__Exercise details__: Print the listing as it stands, omitting all images.

__Data extract__:
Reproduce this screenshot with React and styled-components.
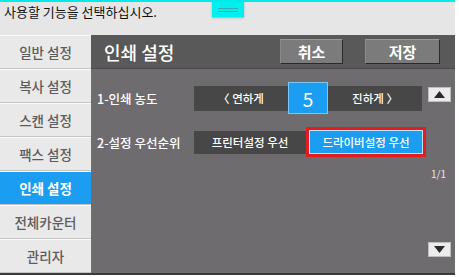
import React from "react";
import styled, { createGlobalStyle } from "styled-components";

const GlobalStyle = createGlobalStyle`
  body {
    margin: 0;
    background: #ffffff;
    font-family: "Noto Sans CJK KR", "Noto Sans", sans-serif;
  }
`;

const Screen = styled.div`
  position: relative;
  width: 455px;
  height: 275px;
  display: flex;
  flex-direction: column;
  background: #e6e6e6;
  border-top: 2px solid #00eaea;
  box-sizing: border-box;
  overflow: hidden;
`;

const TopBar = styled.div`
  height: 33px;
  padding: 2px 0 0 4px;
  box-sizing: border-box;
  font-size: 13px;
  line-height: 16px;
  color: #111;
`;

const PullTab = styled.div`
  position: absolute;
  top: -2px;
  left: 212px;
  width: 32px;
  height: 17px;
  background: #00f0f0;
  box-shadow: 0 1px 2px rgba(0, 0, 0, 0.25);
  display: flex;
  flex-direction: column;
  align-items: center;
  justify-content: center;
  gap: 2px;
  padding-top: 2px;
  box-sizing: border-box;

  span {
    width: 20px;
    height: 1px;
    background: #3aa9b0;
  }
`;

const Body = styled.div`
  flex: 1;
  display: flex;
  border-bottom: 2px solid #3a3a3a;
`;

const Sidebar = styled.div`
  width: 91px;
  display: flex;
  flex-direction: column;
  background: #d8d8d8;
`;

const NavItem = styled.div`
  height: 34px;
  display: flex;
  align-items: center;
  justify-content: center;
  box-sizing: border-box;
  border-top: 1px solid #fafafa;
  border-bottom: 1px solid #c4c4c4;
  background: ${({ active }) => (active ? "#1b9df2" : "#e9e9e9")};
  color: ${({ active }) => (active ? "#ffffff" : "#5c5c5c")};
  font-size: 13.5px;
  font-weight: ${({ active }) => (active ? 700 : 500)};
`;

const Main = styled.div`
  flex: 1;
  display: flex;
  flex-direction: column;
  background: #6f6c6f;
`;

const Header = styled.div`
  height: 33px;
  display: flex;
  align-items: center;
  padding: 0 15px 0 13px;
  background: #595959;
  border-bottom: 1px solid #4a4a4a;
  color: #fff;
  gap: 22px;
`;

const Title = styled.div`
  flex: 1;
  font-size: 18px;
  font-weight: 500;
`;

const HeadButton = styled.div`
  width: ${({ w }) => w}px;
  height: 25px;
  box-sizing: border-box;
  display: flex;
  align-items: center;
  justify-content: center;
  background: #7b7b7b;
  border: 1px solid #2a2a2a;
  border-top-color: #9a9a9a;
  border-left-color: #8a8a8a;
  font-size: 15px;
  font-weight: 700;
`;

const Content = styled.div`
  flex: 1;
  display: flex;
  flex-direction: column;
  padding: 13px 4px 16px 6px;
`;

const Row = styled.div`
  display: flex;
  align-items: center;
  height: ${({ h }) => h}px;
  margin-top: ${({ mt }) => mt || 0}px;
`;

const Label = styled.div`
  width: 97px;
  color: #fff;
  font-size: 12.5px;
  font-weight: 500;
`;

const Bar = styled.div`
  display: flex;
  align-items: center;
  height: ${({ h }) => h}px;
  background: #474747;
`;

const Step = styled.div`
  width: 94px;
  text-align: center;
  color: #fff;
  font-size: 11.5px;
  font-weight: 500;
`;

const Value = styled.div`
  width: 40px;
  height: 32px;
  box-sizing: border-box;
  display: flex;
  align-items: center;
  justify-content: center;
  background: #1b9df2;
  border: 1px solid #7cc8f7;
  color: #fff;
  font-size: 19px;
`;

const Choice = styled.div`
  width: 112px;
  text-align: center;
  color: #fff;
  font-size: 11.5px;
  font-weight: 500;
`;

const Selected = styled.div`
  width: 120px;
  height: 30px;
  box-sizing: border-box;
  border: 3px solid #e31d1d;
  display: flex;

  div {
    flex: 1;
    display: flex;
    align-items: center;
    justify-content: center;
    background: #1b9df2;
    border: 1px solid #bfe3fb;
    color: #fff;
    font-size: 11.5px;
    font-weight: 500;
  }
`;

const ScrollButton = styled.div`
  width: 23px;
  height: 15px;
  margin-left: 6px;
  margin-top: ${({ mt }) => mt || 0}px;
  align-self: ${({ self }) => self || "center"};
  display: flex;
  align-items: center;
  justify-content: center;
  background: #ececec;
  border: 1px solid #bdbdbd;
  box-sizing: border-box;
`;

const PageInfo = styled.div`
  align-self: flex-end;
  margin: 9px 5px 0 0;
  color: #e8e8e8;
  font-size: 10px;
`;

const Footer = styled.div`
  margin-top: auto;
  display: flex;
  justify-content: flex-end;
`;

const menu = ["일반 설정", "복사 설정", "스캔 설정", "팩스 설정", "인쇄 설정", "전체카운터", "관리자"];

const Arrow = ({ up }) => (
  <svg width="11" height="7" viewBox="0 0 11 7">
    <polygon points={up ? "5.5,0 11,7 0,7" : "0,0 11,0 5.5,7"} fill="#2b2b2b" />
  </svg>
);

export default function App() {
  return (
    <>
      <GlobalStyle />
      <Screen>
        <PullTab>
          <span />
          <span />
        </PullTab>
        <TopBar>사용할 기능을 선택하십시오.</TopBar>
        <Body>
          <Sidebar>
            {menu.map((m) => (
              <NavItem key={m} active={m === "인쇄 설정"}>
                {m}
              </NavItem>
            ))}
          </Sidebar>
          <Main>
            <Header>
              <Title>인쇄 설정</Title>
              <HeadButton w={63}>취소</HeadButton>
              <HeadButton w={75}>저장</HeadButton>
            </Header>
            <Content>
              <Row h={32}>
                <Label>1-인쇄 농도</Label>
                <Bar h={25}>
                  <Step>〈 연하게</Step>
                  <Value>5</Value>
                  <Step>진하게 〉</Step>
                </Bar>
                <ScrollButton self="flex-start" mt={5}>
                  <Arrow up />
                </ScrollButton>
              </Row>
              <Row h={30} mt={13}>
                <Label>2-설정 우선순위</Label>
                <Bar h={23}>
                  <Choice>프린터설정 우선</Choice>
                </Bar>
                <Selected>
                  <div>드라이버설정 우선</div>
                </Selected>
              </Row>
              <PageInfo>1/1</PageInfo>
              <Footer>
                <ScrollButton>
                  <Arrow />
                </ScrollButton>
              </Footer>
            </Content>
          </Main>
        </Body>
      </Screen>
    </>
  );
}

__Solution to the exercise__:
Reproduce this screenshot with React and styled-components.
import React from "react";
import styled, { createGlobalStyle } from "styled-components";

const GlobalStyle = createGlobalStyle`
  body {
    margin: 0;
    background: #ffffff;
    font-family: "Noto Sans CJK KR", "Noto Sans", sans-serif;
  }
`;

const Screen = styled.div`
  position: relative;
  width: 455px;
  height: 275px;
  display: flex;
  flex-direction: column;
  background: #e6e6e6;
  border-top: 2px solid #00eaea;
  box-sizing: border-box;
  overflow: hidden;
`;

const TopBar = styled.div`
  height: 33px;
  padding: 2px 0 0 4px;
  box-sizing: border-box;
  font-size: 13px;
  line-height: 16px;
  color: #111;
`;

const PullTab = styled.div`
  position: absolute;
  top: -2px;
  left: 212px;
  width: 32px;
  height: 17px;
  background: #00f0f0;
  box-shadow: 0 1px 2px rgba(0, 0, 0, 0.25);
  display: flex;
  flex-direction: column;
  align-items: center;
  justify-content: center;
  gap: 2px;
  padding-top: 2px;
  box-sizing: border-box;

  span {
    width: 20px;
    height: 1px;
    background: #3aa9b0;
  }
`;

const Body = styled.div`
  flex: 1;
  display: flex;
  border-bottom: 2px solid #3a3a3a;
`;

const Sidebar = styled.div`
  width: 91px;
  display: flex;
  flex-direction: column;
  background: #d8d8d8;
`;

const NavItem = styled.div`
  height: 34px;
  display: flex;
  align-items: center;
  justify-content: center;
  box-sizing: border-box;
  border-top: 1px solid #fafafa;
  border-bottom: 1px solid #c4c4c4;
  background: ${({ active }) => (active ? "#1b9df2" : "#e9e9e9")};
  color: ${({ active }) => (active ? "#ffffff" : "#5c5c5c")};
  font-size: 13.5px;
  font-weight: ${({ active }) => (active ? 700 : 500)};
`;

const Main = styled.div`
  flex: 1;
  display: flex;
  flex-direction: column;
  background: #6f6c6f;
`;

const Header = styled.div`
  height: 33px;
  display: flex;
  align-items: center;
  padding: 0 15px 0 13px;
  background: #595959;
  border-bottom: 1px solid #4a4a4a;
  color: #fff;
  gap: 22px;
`;

const Title = styled.div`
  flex: 1;
  font-size: 18px;
  font-weight: 500;
`;

const HeadButton = styled.div`
  width: ${({ w }) => w}px;
  height: 25px;
  box-sizing: border-box;
  display: flex;
  align-items: center;
  justify-content: center;
  background: #7b7b7b;
  border: 1px solid #2a2a2a;
  border-top-color: #9a9a9a;
  border-left-color: #8a8a8a;
  font-size: 15px;
  font-weight: 700;
`;

const Content = styled.div`
  flex: 1;
  display: flex;
  flex-direction: column;
  padding: 13px 4px 16px 6px;
`;

const Row = styled.div`
  display: flex;
  align-items: center;
  height: ${({ h }) => h}px;
  margin-top: ${({ mt }) => mt || 0}px;
`;

const Label = styled.div`
  width: 97px;
  color: #fff;
  font-size: 12.5px;
  font-weight: 500;
`;

const Bar = styled.div`
  display: flex;
  align-items: center;
  height: ${({ h }) => h}px;
  background: #474747;
`;

const Step = styled.div`
  width: 94px;
  text-align: center;
  color: #fff;
  font-size: 11.5px;
  font-weight: 500;
`;

const Value = styled.div`
  width: 40px;
  height: 32px;
  box-sizing: border-box;
  display: flex;
  align-items: center;
  justify-content: center;
  background: #1b9df2;
  border: 1px solid #7cc8f7;
  color: #fff;
  font-size: 19px;
`;

const Choice = styled.div`
  width: 112px;
  text-align: center;
  color: #fff;
  font-size: 11.5px;
  font-weight: 500;
`;

const Selected = styled.div`
  width: 120px;
  height: 30px;
  box-sizing: border-box;
  border: 3px solid #e31d1d;
  display: flex;

  div {
    flex: 1;
    display: flex;
    align-items: center;
    justify-content: center;
    background: #1b9df2;
    border: 1px solid #bfe3fb;
    color: #fff;
    font-size: 11.5px;
    font-weight: 500;
  }
`;

const ScrollButton = styled.div`
  width: 23px;
  height: 15px;
  margin-left: 6px;
  margin-top: ${({ mt }) => mt || 0}px;
  align-self: ${({ self }) => self || "center"};
  display: flex;
  align-items: center;
  justify-content: center;
  background: #ececec;
  border: 1px solid #bdbdbd;
  box-sizing: border-box;
`;

const PageInfo = styled.div`
  align-self: flex-end;
  margin: 9px 5px 0 0;
  color: #e8e8e8;
  font-size: 10px;
`;

const Footer = styled.div`
  margin-top: auto;
  display: flex;
  justify-content: flex-end;
`;

const menu = ["일반 설정", "복사 설정", "스캔 설정", "팩스 설정", "인쇄 설정", "전체카운터", "관리자"];

const Arrow = ({ up }) => (
  <svg width="11" height="7" viewBox="0 0 11 7">
    <polygon points={up ? "5.5,0 11,7 0,7" : "0,0 11,0 5.5,7"} fill="#2b2b2b" />
  </svg>
);

export default function App() {
  return (
    <>
      <GlobalStyle />
      <Screen>
        <PullTab>
          <span />
          <span />
        </PullTab>
        <TopBar>사용할 기능을 선택하십시오.</TopBar>
        <Body>
          <Sidebar>
            {menu.map((m) => (
              <NavItem key={m} active={m === "인쇄 설정"}>
                {m}
              </NavItem>
            ))}
          </Sidebar>
          <Main>
            <Header>
              <Title>인쇄 설정</Title>
              <HeadButton w={63}>취소</HeadButton>
              <HeadButton w={75}>저장</HeadButton>
            </Header>
            <Content>
              <Row h={32}>
                <Label>1-인쇄 농도</Label>
                <Bar h={25}>
                  <Step>〈 연하게</Step>
                  <Value>5</Value>
                  <Step>진하게 〉</Step>
                </Bar>
                <ScrollButton self="flex-start" mt={5}>
                  <Arrow up />
                </ScrollButton>
              </Row>
              <Row h={30} mt={13}>
                <Label>2-설정 우선순위</Label>
                <Bar h={23}>
                  <Choice>프린터설정 우선</Choice>
                </Bar>
                <Selected>
                  <div>드라이버설정 우선</div>
                </Selected>
              </Row>
              <PageInfo>1/1</PageInfo>
              <Footer>
                <ScrollButton>
                  <Arrow />
                </ScrollButton>
              </Footer>
            </Content>
          </Main>
        </Body>
      </Screen>
    </>
  );
}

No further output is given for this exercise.